Starting from the current status Code, is it possible begin to define a multipolar network of intervention sites upon which multiscalar transformations can be implemented to address various types of threats. These transformative actions alter the current status Code, yet do not impose a singular configuration; rather, the transformation of the Code remains Open in space and time, as each transformation is contingent upon surrounding conditions and aims not to revert to a previous state but to adapt to emerging conditions and pave the way for possible subsequent changes.

This phase of experimental verification is in its initial stages of information gathering.

5. Conclusions

Based on the information gathered up to this point, it is possible to highlight some important issues. The current situation regarding the application of standardized models for post-disaster action does not consider the specificities of the locations and solely responds to the effects. Everyday reality calls for a new paradigm of intervention in the face of the repetition and incidence of disasters. Currently, each discipline operates independently, and urban, architectural, and landscape disciplines intervene only at the end of the process. The proposal entails an experimental intervention approach that integrates disaster variables into the design process, aimed at predisposing the site to respond to potential calamities. The major revolution in this operational method lies in potentially catastrophic events no longer causing damage to populations and territories, as they would be prepared and predisposed to face a range of possible calamities. The consideration of the unpredictable, both in general and in disasters specifically, necessitates conceptualizing a project as an open-ended process with multiple possibilities that cannot be determined beforehand, but rather will emerge as configurations “in progress” from the interactions of system components. Shifting to this mode of thinking about cities and territories implies significant reforms primarily in how local administrations conceive the future, which should be considered holistically rather than piecemeal. Although progress is being made in this direction, there remains a long and complex path to traverse. To achieve this approach, it is necessary to understand that urban transformations require not only the input of urban planners, architects, and landscapers, but also multidisciplinary teams and active participation from the population, who ultimately inhabit the area and must take ownership of it.

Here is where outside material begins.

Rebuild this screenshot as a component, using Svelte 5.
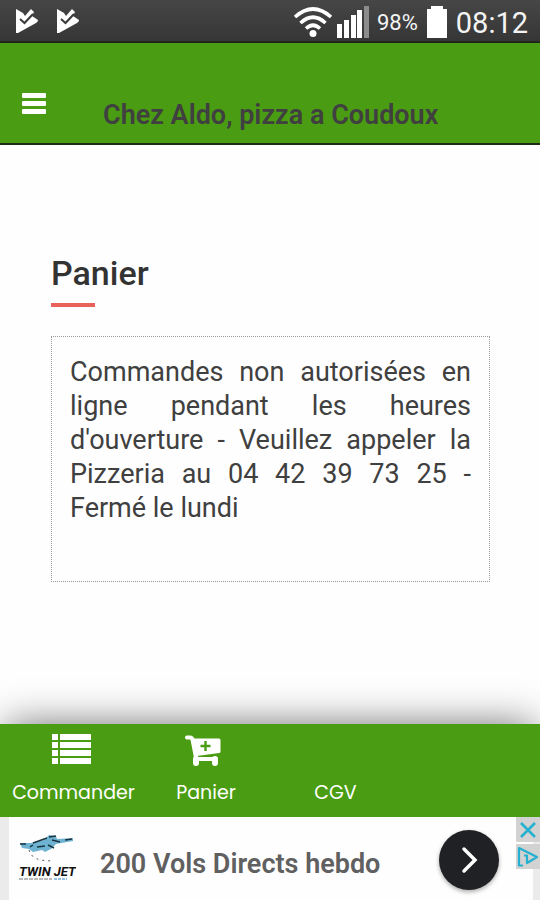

Regarding the city of Quito, if it were to implement a similar process, it could transform its ravines, which currently represent a focus of fragility and risk in the face of calamitous events, into a system of resilient regeneration spaces for the entire urban context. From a physical-spatial perspective, it could rediscover its deep-rooted origins as a territory that developed in harmony with its geography; from a socio-cultural standpoint, it could add value and public use to what is currently unknown or considered a threat; and from a technological-environmental perspective, it could enhance the ravines as environmental corridors that can safeguard biodiversity, environmentally reconnect with its natural surroundings, which currently is simply considered a scenic backdrop, and ultimately develop necessary ecosystem functions for the population and the territory.